6. Index Lifecycle Management (ILM)
Index Lifecycle Management (ILM) is a feature in OpenSearch that allows you to define policies for how your indices should be managed over time. This is especially useful for log data or time-series data, where older data can be archived or deleted to optimize storage.
For example, you can set up a policy to:
- Roll over indices when they reach a certain size or age.
- Delete old data after a set period (e.g., logs older than 90 days).
This helps maintain optimal performance without unnecessary disk usage.
7. Optimize Queries with Appropriate Field Types
In OpenSearch, certain query types perform better with specific data types. For example:
- Full-text search: Works best with text fields.

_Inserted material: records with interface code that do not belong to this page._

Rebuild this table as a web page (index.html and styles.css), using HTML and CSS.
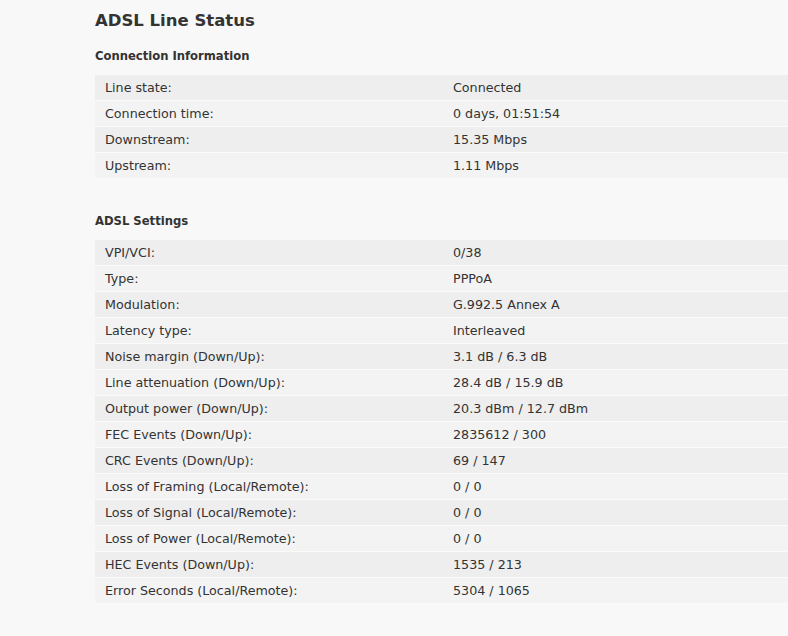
FILE: index.html
```html
<!DOCTYPE html>
<html>
<head>
<meta charset="utf-8">
<link rel="stylesheet" href="styles.css">
</head>
<body>
<div class="page">
  <h1 class="title">ADSL Line Status</h1>
  <h2 class="section">Connection Information</h2>
  <table class="info">
    <tr><td class="label">Line state:</td><td>Connected</td></tr>
    <tr><td class="label">Connection time:</td><td>0 days, 01:51:54</td></tr>
    <tr><td class="label">Downstream:</td><td>15.35 Mbps</td></tr>
    <tr><td class="label">Upstream:</td><td>1.11 Mbps</td></tr>
  </table>
  <h2 class="section section-gap">ADSL Settings</h2>
  <table class="info">
    <tr><td class="label">VPI/VCI:</td><td>0/38</td></tr>
    <tr><td class="label">Type:</td><td>PPPoA</td></tr>
    <tr><td class="label">Modulation:</td><td>G.992.5 Annex A</td></tr>
    <tr><td class="label">Latency type:</td><td>Interleaved</td></tr>
    <tr><td class="label">Noise margin (Down/Up):</td><td>3.1 dB / 6.3 dB</td></tr>
    <tr><td class="label">Line attenuation (Down/Up):</td><td>28.4 dB / 15.9 dB</td></tr>
    <tr><td class="label">Output power (Down/Up):</td><td>20.3 dBm / 12.7 dBm</td></tr>
    <tr><td class="label">FEC Events (Down/Up):</td><td>2835612 / 300</td></tr>
    <tr><td class="label">CRC Events (Down/Up):</td><td>69 / 147</td></tr>
    <tr><td class="label">Loss of Framing (Local/Remote):</td><td>0 / 0</td></tr>
    <tr><td class="label">Loss of Signal (Local/Remote):</td><td>0 / 0</td></tr>
    <tr><td class="label">Loss of Power (Local/Remote):</td><td>0 / 0</td></tr>
    <tr><td class="label">HEC Events (Down/Up):</td><td>1535 / 213</td></tr>
    <tr><td class="label">Error Seconds (Local/Remote):</td><td>5304 / 1065</td></tr>
  </table>
</div>
</body>
</html>
```

FILE: styles.css
```css
html, body {
  margin: 0;
  padding: 0;
  background: #f8f8f8;
  overflow: hidden;
}
body {
  font-family: "DejaVu Sans", Verdana, sans-serif;
  color: #333333;
  font-size: 12.7px;
}
.page {
  padding: 11px 0 0 95px;
  width: 720px;
}
.title {
  font-size: 16.5px;
  font-weight: bold;
  margin: 0;
  line-height: 20px;
}
.section {
  font-size: 11.6px;
  font-weight: bold;
  margin: 15px 0 0 0;
  line-height: 20px;
}
.section-gap {
  margin-top: 32px;
}
.info {
  border-collapse: collapse;
  width: 720px;
  margin-top: 9px;
}
.info td {
  height: 25px;
  padding: 1px 10px 0 10px;
  border-bottom: 1px solid #fafafa;
  vertical-align: middle;
  line-height: 24px;
  box-sizing: border-box;
}
.info td.label {
  width: 348px;
}
.info tr:nth-child(odd) td {
  background: #eeeeee;
}
.info tr:nth-child(even) td {
  background: #f3f3f3;
}
```
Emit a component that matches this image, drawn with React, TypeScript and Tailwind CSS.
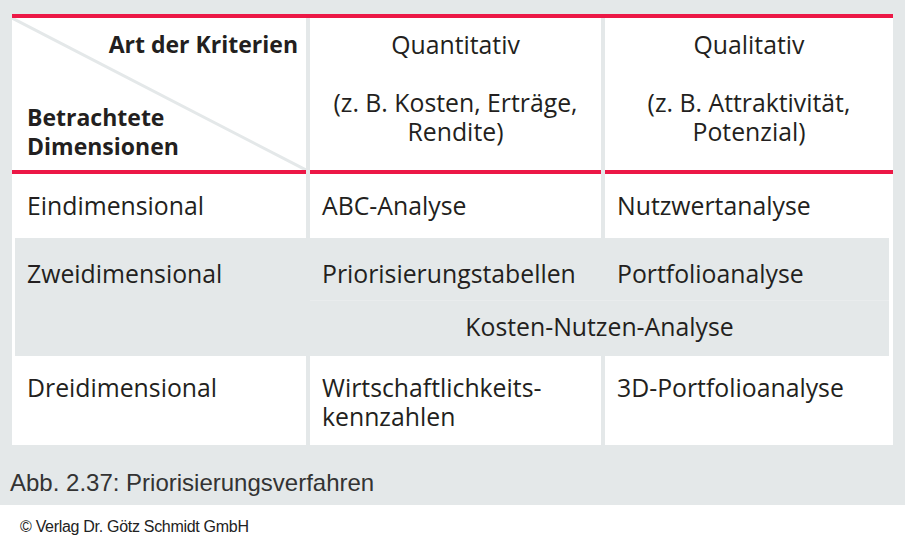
const font = { fontFamily: '"Open Sans", "Noto Sans", sans-serif' };

const App = () => {
  return (
    <div className="w-[905px] h-[536px] bg-white">
      <div className="h-[505px] bg-[#e4e8e9] pl-[12px] pt-[14px]">
        <div
          className="w-[881px] border-t-[4px] border-[#ec1846] text-[#231f20] text-[24.8px] leading-[29px]"
          style={font}
        >
          {/* Kopfzeile */}
          <div className="grid grid-cols-[294px_291px_288px] gap-x-[4px] bg-[#e4e8e9]">
            <div className="relative h-[156px] bg-white border-b-[4px] border-[#ec1846]">
              <svg className="absolute inset-0 h-full w-full" preserveAspectRatio="none" viewBox="0 0 100 100">
                <line x1="0" y1="0" x2="100" y2="100" stroke="#e4e8e9" strokeWidth="3" vectorEffect="non-scaling-stroke" />
              </svg>
              <div className="relative flex h-full flex-col justify-between pb-[9px] pt-[12px] text-[23px] font-bold">
                <div className="pr-[8px] text-right">Art der Kriterien</div>
                <div className="pl-[15px]">
                  Betrachtete
                  <br />
                  Dimensionen
                </div>
              </div>
            </div>
            <div className="h-[156px] bg-white border-b-[4px] border-[#ec1846] pt-[12px] text-center">
              Quantitativ
              <br />
              <br />
              (z. B. Kosten, Erträge,
              <br />
              Rendite)
            </div>
            <div className="h-[156px] bg-white border-b-[4px] border-[#ec1846] pt-[12px] text-center">
              Qualitativ
              <br />
              <br />
              (z. B. Attraktivität,
              <br />
              Potenzial)
            </div>
          </div>

          {/* Eindimensional */}
          <div className="grid grid-cols-[294px_291px_288px] gap-x-[4px] bg-[#e4e8e9]">
            <div className="h-[64px] bg-white pl-[15px] pt-[17px]">Eindimensional</div>
            <div className="h-[64px] bg-white pl-[12px] pt-[17px]">ABC-Analyse</div>
            <div className="h-[64px] bg-white pl-[12px] pt-[17px]">Nutzwertanalyse</div>
          </div>

          {/* Zweidimensional */}
          <div className="bg-white pl-[3px] pr-[4px]">
            <div className="grid h-[118px] grid-cols-[291px_291px_284px] grid-rows-[62px_56px] gap-x-[4px] bg-[#e4e8e9]">
              <div className="row-span-2 pl-[12px] pt-[21px]">Zweidimensional</div>
              <div className="pl-[12px] pt-[21px]">Priorisierungstabellen</div>
              <div className="pl-[12px] pt-[21px]">Portfolioanalyse</div>
              <div className="col-span-2 border-t border-[#e9eced] pt-[11px] text-center">Kosten-Nutzen-Analyse</div>
            </div>
          </div>

          {/* Dreidimensional */}
          <div className="grid grid-cols-[294px_291px_288px] gap-x-[4px] bg-[#e4e8e9]">
            <div className="h-[89px] bg-white pl-[15px] pt-[17px]">Dreidimensional</div>
            <div className="h-[89px] bg-white pl-[12px] pt-[17px]">
              Wirtschaftlichkeits-
              <br />
              kennzahlen
            </div>
            <div className="h-[89px] bg-white pl-[12px] pt-[17px]">3D-Portfolioanalyse</div>
          </div>
        </div>

        <p
          className="-ml-[2px] mt-[24px] text-[24px] leading-[28px] text-[#333333]"
          style={{ fontFamily: '"Liberation Sans", Arial, sans-serif' }}
        >
          Abb. 2.37: Priorisierungsverfahren
        </p>
      </div>
      <p
        className="pl-[20px] pt-[13px] text-[16px] leading-[18px] tracking-[-0.3px] text-[#222222]"
        style={{ fontFamily: '"Liberation Sans", Arial, sans-serif' }}
      >
        © Verlag Dr. Götz Schmidt GmbH
      </p>
    </div>
  );
};

export default App;
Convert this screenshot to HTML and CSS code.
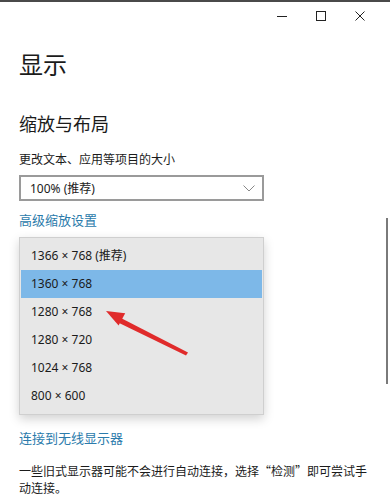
FILE: index.html
```html
<!DOCTYPE html>
<html lang="zh-CN">
<head>
  <meta charset="UTF-8" />
  <meta name="viewport" content="width=device-width, initial-scale=1" />
  <title>显示</title>
  <link rel="stylesheet" href="styles.css">
</head>
<body>
  <div class="window">
    <div class="titlebar">
      <span class="ctl">
        <svg width="10" height="10" viewBox="0 0 10 10"><path d="M0 5.5H10" stroke="#222" stroke-width="1"/></svg>
      </span>
      <span class="ctl">
        <svg width="10" height="10" viewBox="0 0 10 10"><rect x="0.5" y="0.5" width="9" height="9" fill="none" stroke="#222" stroke-width="1"/></svg>
      </span>
      <span class="ctl">
        <svg width="10" height="10" viewBox="0 0 10 10"><path d="M0.5 0.5L9.5 9.5M9.5 0.5L0.5 9.5" stroke="#222" stroke-width="1"/></svg>
      </span>
    </div>

    <main class="content">
      <h1>显示</h1>
      <h2>缩放与布局</h2>
      <p class="label">更改文本、应用等项目的大小</p>

      <div class="select">
        <span>100% (推荐)</span>
        <svg width="12" height="7" viewBox="0 0 12 7"><path d="M0.5 0.5L6 6L11.5 0.5" fill="none" stroke="#888" stroke-width="1"/></svg>
      </div>

      <a class="link" href="#">高级缩放设置</a>

      <ul class="dropdown">
        <li>1366 × 768 (推荐)</li>
        <li class="active">1360 × 768</li>
        <li>1280 × 768</li>
        <li>1280 × 720</li>
        <li>1024 × 768</li>
        <li>800 × 600</li>
      </ul>

      <a class="link" href="#">连接到无线显示器</a>

      <p class="note">一些旧式显示器可能不会进行自动连接，选择“检测”即可尝试手<br>动连接。</p>
    </main>

    <div class="scrollbar"></div>

    <!-- red annotation arrow -->
    <svg class="arrow" width="390" height="500" viewBox="0 0 390 500">
      <polygon points="117,316 188,352.5 186,355.5 115,321" fill="#e02b2b"/>
      <polygon points="106,311 125.2,313.2 118.6,325.6" fill="#e02b2b"/>
    </svg>
  </div>
</body>
</html>
```

FILE: styles.css
```css
* {
  box-sizing: border-box;
}

body {
  margin: 0;
  padding: 0;
  background: #fff;
  font-family: "Noto Sans", "Noto Sans CJK SC", sans-serif;
  color: #1b1b1b;
}

.window {
  position: relative;
  width: 390px;
  height: 500px;
  overflow: hidden;
  border-top: 2px solid #4a4a4a;
}

.titlebar {
  height: 28px;
  display: flex;
  justify-content: flex-end;
  align-items: center;
  padding-right: 11px;
}

.ctl {
  width: 39px;
  height: 28px;
  display: flex;
  align-items: center;
  justify-content: center;
}

.content {
  padding-left: 19px;
}

h1 {
  margin: 18px 0 0;
  font-size: 24px;
  line-height: 32px;
  font-weight: 400;
  font-family: "Noto Sans CJK SC", sans-serif;
}

h2 {
  margin: 30px 0 0;
  font-size: 18px;
  line-height: 26px;
  font-weight: 400;
  font-family: "Noto Sans CJK SC", sans-serif;
}

.label {
  margin: 14px 0 0;
  font-size: 12px;
  line-height: 18px;
  font-family: "Noto Sans CJK SC", sans-serif;
}

.select {
  margin-top: 7px;
  width: 245px;
  height: 26px;
  border: 2px solid #9a9a9a;
  display: flex;
  align-items: center;
  justify-content: space-between;
  padding: 0 7px 0 9px;
  font-size: 12px;
}

.link {
  display: block;
  margin-top: 10px;
  font-size: 13px;
  line-height: 18px;
  color: #2b7bab;
  text-decoration: none;
  font-family: "Noto Sans CJK SC", sans-serif;
}

.dropdown {
  list-style: none;
  margin: 8px 0 0;
  padding: 4px 1px;
  width: 245px;
  background: #e7e7e7;
  border: 1px solid #cfcfcf;
  box-shadow: 0 4px 10px rgba(0, 0, 0, 0.18);
}

.dropdown li {
  height: 28px;
  line-height: 28px;
  padding-left: 10px;
  font-size: 12px;
  color: #1b1b1b;
}

.dropdown li.active {
  background: #7db8e8;
}

.dropdown + .link {
  margin-top: 14px;
}

.note {
  margin: 15px 0 0;
  width: 365px;
  font-size: 12px;
  line-height: 17px;
  font-family: "Noto Sans CJK SC", sans-serif;
}

.scrollbar {
  position: absolute;
  right: 2px;
  top: 216px;
  width: 2px;
  height: 166px;
  background: #7a7a7a;
}

.arrow {
  position: absolute;
  left: 0;
  top: -2px;
  pointer-events: none;
}
```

- Exact matches or aggregations: Use keyword fields.
- Range queries: Use numeric or date fields.
By aligning the types of queries you expect to run with the appropriate field data types, you can improve the speed and efficiency of your search performance.
Conclusion
Data modeling in OpenSearch is essential for ensuring that your search engine runs efficiently, even as your data grows. By selecting the right data types, carefully designing your mappings, using nested fields when necessary, and leveraging OpenSearch’s sharding and replication features, you can optimize search performance and scalability. Moreover, adopting strategies like Index Lifecycle Management and making informed choices on how to structure and index your data will help you maintain a fast, reliable search engine in the long run.
With these best practices in mind, you can unlock the full potential of OpenSearch, creating a robust search and analytics engine that scales to meet your needs while providing fast, accurate results. Happy modeling!